# Advice on purchasing a new Monitor



## swiat-tpg (Dec 15, 2020)

Hi,
I have a ASUS UX362F i7 8th Gen notebook that I operate via an ASUS USB3.0 HZ-3 docking station with dual monitors and am thinking of getting a new monitor.  I am after some advice about type of screen technology eg. IPS & size, resolution curved vs flat etc.

What is the thought process & tips that I should follow?

Cheers
Peter


----------



## Replytoken (Dec 15, 2020)

Welcome to the forum.  My first question is what is your budget?  After that, a brief list of what I would look at are the following, in no particular order:

screen size
resolution
color gamut (primarily sRGB vs Adobe RGB)
panel technology (IPS vs. non-IPS)
backlight technology / uniformity in lighting
color fidelity and ability to color correct
bit-rate (6, 8 or 10-bit workflow)
Your budget and your standards are going to be the two biggest parameters in your decision process.  Do you have a puck and calibration software?  If not, you should budget for them if color fidelity is critical and/or important to you.  If your budget is restricted, you will need to decide what is or is not important to you.  Personally, I would rather have a smaller, screen (22-24") with better IQ than a large screen with lesser quality and/or lesser color gamut.  And I feel somewhat the same way about resolution,  I am happy with a 1920x1200.  But ask different folks and you will get completely different answers.  Search the forum and you will find a lot of thread with a lot of different opinions and some useful advice.  I would start by looking for the word "monitor" in thread titles.

Good luck,

--Ken


----------



## mcasan (Dec 15, 2020)

I replaced my 27" iMac with a new Mini attached to a Lenovo ThinkVision P32u-10.    The screen is IPS, wide gamut (Adobe RGB), 4K, and does Thunderbolt 3 as well as other input types.   I has a USB hub and also passes through RB3 to other devices such as drives.   The list was around $1399 and I got it on sale for $699.   I think the price has come back up a few dollars.    The monitor has 3 year warranty.  From my 2 weeks with it, I highly recommend this model if you want one or more large, high resolution, wide gamut monitor.   Your mileage may vary.   

Merry Christmas


----------



## swiat-tpg (Dec 16, 2020)

Replytoken said:


> Welcome to the forum.  My first question is what is your budget?  After that, a brief list of what I would look at are the following, in no particular order:
> 
> screen size
> resolution
> ...


Hi Ken,  Thanks for the welcome 
I'm looking at the monitor & docking station to be part of my home office and thinking of spending ~AUD$800 for monitor & suitable type C docking station.  

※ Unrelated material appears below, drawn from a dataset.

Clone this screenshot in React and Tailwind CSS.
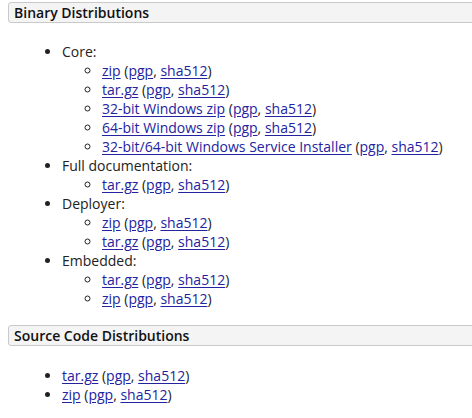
const link = 'text-[#2323a1] underline underline-offset-2'

function Files({ name }) {
  return (
    <>
      <a href="#" className={link}>{name}</a> (<a href="#" className={link}>pgp</a>, <a href="#" className={link}>sha512</a>)
    </>
  )
}

function Header({ children }) {
  return (
    <div className="-mr-4 rounded-[3px] border border-[#c9c9c9] bg-[#f4f4f4] pl-[5px] h-[21px] flex items-center text-[14px] font-semibold text-[#111]">
      {children}
    </div>
  )
}

const binary = [
  { label: 'Core:', files: ['zip', 'tar.gz', '32-bit Windows zip', '64-bit Windows zip', '32-bit/64-bit Windows Service Installer'] },
  { label: 'Full documentation:', files: ['tar.gz'] },
  { label: 'Deployer:', files: ['zip', 'tar.gz'] },
  { label: 'Embedded:', files: ['tar.gz', 'zip'] },
]

export default function App() {
  return (
    <div className="min-h-screen bg-white overflow-hidden pl-2 pt-[2px] text-[14px] leading-[19px] text-[#222]" style={{ fontFamily: '"Open Sans", sans-serif' }}>
      <Header>Binary Distributions</Header>
      <ul className="list-disc pl-[54px] mt-[19px]">
        {binary.map((group) => (
          <li key={group.label}>
            {group.label}
            <ul className="list-[circle] pl-[40px]">
              {group.files.map((f, i) => (
                <li key={i}><Files name={f} /></li>
              ))}
            </ul>
          </li>
        ))}
      </ul>

      <div className="mt-[17px]">
        <Header>Source Code Distributions</Header>
      </div>
      <ul className="list-disc pl-[54px] mt-[20px]">
        <li><Files name="tar.gz" /></li>
        <li><Files name="zip" /></li>
      </ul>
    </div>
  )
}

Screen Size 27 to 32 inch.  For work I would like to be able to have several virtual monitors within the 27/32 inch physical monitor
Advise on resolution appreciated HD, vs 2K, vs 4K.  I note you suggest FHD.  I'm currently running a 1920 x 1080 main display
Similarly what is the difference on panels is there a link that explains?  I was thinking IPS is this the best technology for Photography?
I do have a Spyder4elite (not had a chance to use it yet) - so colour correction would be good
Thanks. I will start searching the treads  If anyone has a good docking station/monitor combo they recommend in this spec & price range available in Australia I would be grateful.

The video is Intel UHD 620.  2x USB-C 3.1 gen1.  Just wondering whether it supports 2K or 4K monitors via a docking station?


----------



## Replytoken (Dec 16, 2020)

swiat-tpg said:


> Hi Ken,  Thanks for the welcome
> I'm looking at the monitor & docking station to be part of my home office and thinking of spending ~AUD$800 for monitor & suitable type C docking station.
> 
> Screen Size 27 to 32 inch.  For work I would like to be able to have several virtual monitors within the 27/32 inch physical monitor
> ...


You are welcome!

I have an HD monitor because color gamut and fidelity were more important to me and I was able to acquire a NEC PA242W at a great price.  I might be tempted by a 27", but beyond that, it would overwhelm my desk and my second monitor.

Regarding monitor technology, I have always preferred IPS panels for photography, but there are some competing technologies that some people like.  I believe that Samsung uses PV-A(?) in their high end panels, but as I prefer NEC monitors, and their high end models are have IPS panels, my choices are really about the type of IPS panel and the backlighting that is being employed.  I am sure there are articles on the web that go into detail about the different technologies as well as the pros and cons of each, so you can do a deep dive into that if you are interested.

I have no experience with docking stations, so I cannot comment or offer advice.

--Ken


----------



## mariah1902 (Dec 29, 2020)

Instead of buying a monitor I have bought a UHD tv and connected it with HDMI cable and to be honest I am loving it. I hung it in the wall few cm upward from my table and it looks good and gaming and designing is very easier now. I think if you do not use a laptop then you should buy a tv instead of the monitor. Monitors are expensive and small at the same time, that is why I like tv more than monitors. The clarity is great and the size is enormous. I never got satisfied with watching movies and doing work with the same device.


----------



## clee01l (Dec 29, 2020)

mariah1902 said:


> I think if you do not use a laptop then you should buy a tv instead of the monitor.


The distinction of "what is a TV?" is blurred.  By definition, a TV is a monitor that has a UHF/VHF receiver built in to receive over the air broadcasts.    Most of the world today receives their local broadcasting via Cable or satellite.    All most people need today is a monitor with  HDMI ports to connect to a computer, Cable Settop Box,  DVR etc.  Even "TVs" in addition to a UHF/VHF receiver have a built in computer to access the internet.


----------



## Bluebamboo (Feb 11, 2021)

An OLED TV or similar panel technology may make an awesome editing display that would probably be pretty colour accurate after calibration.
I'm assuming any Tv that is HDR compliant should be pretty decent colour wise or else they wouldn't be HDR ready?


----------